• Directions:
Reproduce the listing word for word, leaving every picture behind.

• Source data:
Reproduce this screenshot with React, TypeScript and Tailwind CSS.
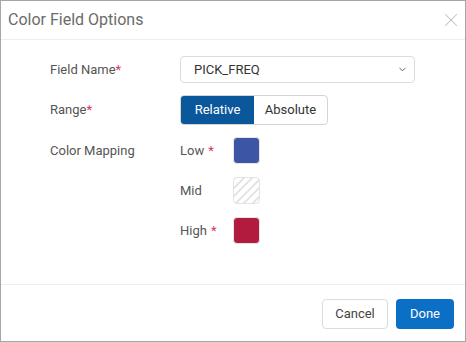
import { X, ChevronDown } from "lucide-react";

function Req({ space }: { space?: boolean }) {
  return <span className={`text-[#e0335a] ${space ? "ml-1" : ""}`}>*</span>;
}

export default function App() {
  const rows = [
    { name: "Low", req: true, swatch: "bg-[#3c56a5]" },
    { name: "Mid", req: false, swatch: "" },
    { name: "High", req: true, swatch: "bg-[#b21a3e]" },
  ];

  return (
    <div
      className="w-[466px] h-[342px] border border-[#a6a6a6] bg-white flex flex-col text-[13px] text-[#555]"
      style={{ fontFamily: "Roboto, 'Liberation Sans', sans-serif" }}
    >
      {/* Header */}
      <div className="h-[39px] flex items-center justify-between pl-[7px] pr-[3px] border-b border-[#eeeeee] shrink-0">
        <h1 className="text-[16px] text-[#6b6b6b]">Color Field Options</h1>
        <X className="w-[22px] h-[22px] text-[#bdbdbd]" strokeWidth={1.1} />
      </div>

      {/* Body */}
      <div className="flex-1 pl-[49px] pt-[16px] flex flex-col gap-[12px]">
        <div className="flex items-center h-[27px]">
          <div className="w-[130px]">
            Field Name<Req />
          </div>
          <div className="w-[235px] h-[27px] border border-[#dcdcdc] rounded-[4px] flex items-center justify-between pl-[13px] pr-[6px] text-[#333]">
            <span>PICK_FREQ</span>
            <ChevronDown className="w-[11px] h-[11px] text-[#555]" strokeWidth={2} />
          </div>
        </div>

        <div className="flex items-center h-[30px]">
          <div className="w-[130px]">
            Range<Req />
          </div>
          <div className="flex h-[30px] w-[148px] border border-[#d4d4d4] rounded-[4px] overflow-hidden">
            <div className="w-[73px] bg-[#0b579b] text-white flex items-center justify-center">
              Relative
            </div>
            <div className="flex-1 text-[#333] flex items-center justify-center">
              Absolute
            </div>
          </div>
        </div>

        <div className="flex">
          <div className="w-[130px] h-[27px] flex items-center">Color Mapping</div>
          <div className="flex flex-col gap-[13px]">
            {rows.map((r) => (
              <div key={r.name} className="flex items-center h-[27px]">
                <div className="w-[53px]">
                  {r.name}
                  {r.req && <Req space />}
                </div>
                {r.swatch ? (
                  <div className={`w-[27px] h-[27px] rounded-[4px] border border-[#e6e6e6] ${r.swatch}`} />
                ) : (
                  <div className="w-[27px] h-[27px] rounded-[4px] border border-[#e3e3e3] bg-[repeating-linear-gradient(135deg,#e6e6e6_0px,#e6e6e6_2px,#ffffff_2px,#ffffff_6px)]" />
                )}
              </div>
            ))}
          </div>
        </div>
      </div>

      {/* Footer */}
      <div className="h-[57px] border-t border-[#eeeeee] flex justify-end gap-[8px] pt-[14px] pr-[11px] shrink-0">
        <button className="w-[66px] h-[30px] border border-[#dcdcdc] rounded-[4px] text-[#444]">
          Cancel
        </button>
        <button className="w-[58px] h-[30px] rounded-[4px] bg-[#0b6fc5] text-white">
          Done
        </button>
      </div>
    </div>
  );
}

• Response:
Reproduce this screenshot with React, TypeScript and Tailwind CSS.
import { X, ChevronDown } from "lucide-react";

function Req({ space }: { space?: boolean }) {
  return <span className={`text-[#e0335a] ${space ? "ml-1" : ""}`}>*</span>;
}

export default function App() {
  const rows = [
    { name: "Low", req: true, swatch: "bg-[#3c56a5]" },
    { name: "Mid", req: false, swatch: "" },
    { name: "High", req: true, swatch: "bg-[#b21a3e]" },
  ];

  return (
    <div
      className="w-[466px] h-[342px] border border-[#a6a6a6] bg-white flex flex-col text-[13px] text-[#555]"
      style={{ fontFamily: "Roboto, 'Liberation Sans', sans-serif" }}
    >
      {/* Header */}
      <div className="h-[39px] flex items-center justify-between pl-[7px] pr-[3px] border-b border-[#eeeeee] shrink-0">
        <h1 className="text-[16px] text-[#6b6b6b]">Color Field Options</h1>
        <X className="w-[22px] h-[22px] text-[#bdbdbd]" strokeWidth={1.1} />
      </div>

      {/* Body */}
      <div className="flex-1 pl-[49px] pt-[16px] flex flex-col gap-[12px]">
        <div className="flex items-center h-[27px]">
          <div className="w-[130px]">
            Field Name<Req />
          </div>
          <div className="w-[235px] h-[27px] border border-[#dcdcdc] rounded-[4px] flex items-center justify-between pl-[13px] pr-[6px] text-[#333]">
            <span>PICK_FREQ</span>
            <ChevronDown className="w-[11px] h-[11px] text-[#555]" strokeWidth={2} />
          </div>
        </div>

        <div className="flex items-center h-[30px]">
          <div className="w-[130px]">
            Range<Req />
          </div>
          <div className="flex h-[30px] w-[148px] border border-[#d4d4d4] rounded-[4px] overflow-hidden">
            <div className="w-[73px] bg-[#0b579b] text-white flex items-center justify-center">
              Relative
            </div>
            <div className="flex-1 text-[#333] flex items-center justify-center">
              Absolute
            </div>
          </div>
        </div>

        <div className="flex">
          <div className="w-[130px] h-[27px] flex items-center">Color Mapping</div>
          <div className="flex flex-col gap-[13px]">
            {rows.map((r) => (
              <div key={r.name} className="flex items-center h-[27px]">
                <div className="w-[53px]">
                  {r.name}
                  {r.req && <Req space />}
                </div>
                {r.swatch ? (
                  <div className={`w-[27px] h-[27px] rounded-[4px] border border-[#e6e6e6] ${r.swatch}`} />
                ) : (
                  <div className="w-[27px] h-[27px] rounded-[4px] border border-[#e3e3e3] bg-[repeating-linear-gradient(135deg,#e6e6e6_0px,#e6e6e6_2px,#ffffff_2px,#ffffff_6px)]" />
                )}
              </div>
            ))}
          </div>
        </div>
      </div>

      {/* Footer */}
      <div className="h-[57px] border-t border-[#eeeeee] flex justify-end gap-[8px] pt-[14px] pr-[11px] shrink-0">
        <button className="w-[66px] h-[30px] border border-[#dcdcdc] rounded-[4px] text-[#444]">
          Cancel
        </button>
        <button className="w-[58px] h-[30px] rounded-[4px] bg-[#0b6fc5] text-white">
          Done
        </button>
      </div>
    </div>
  );
}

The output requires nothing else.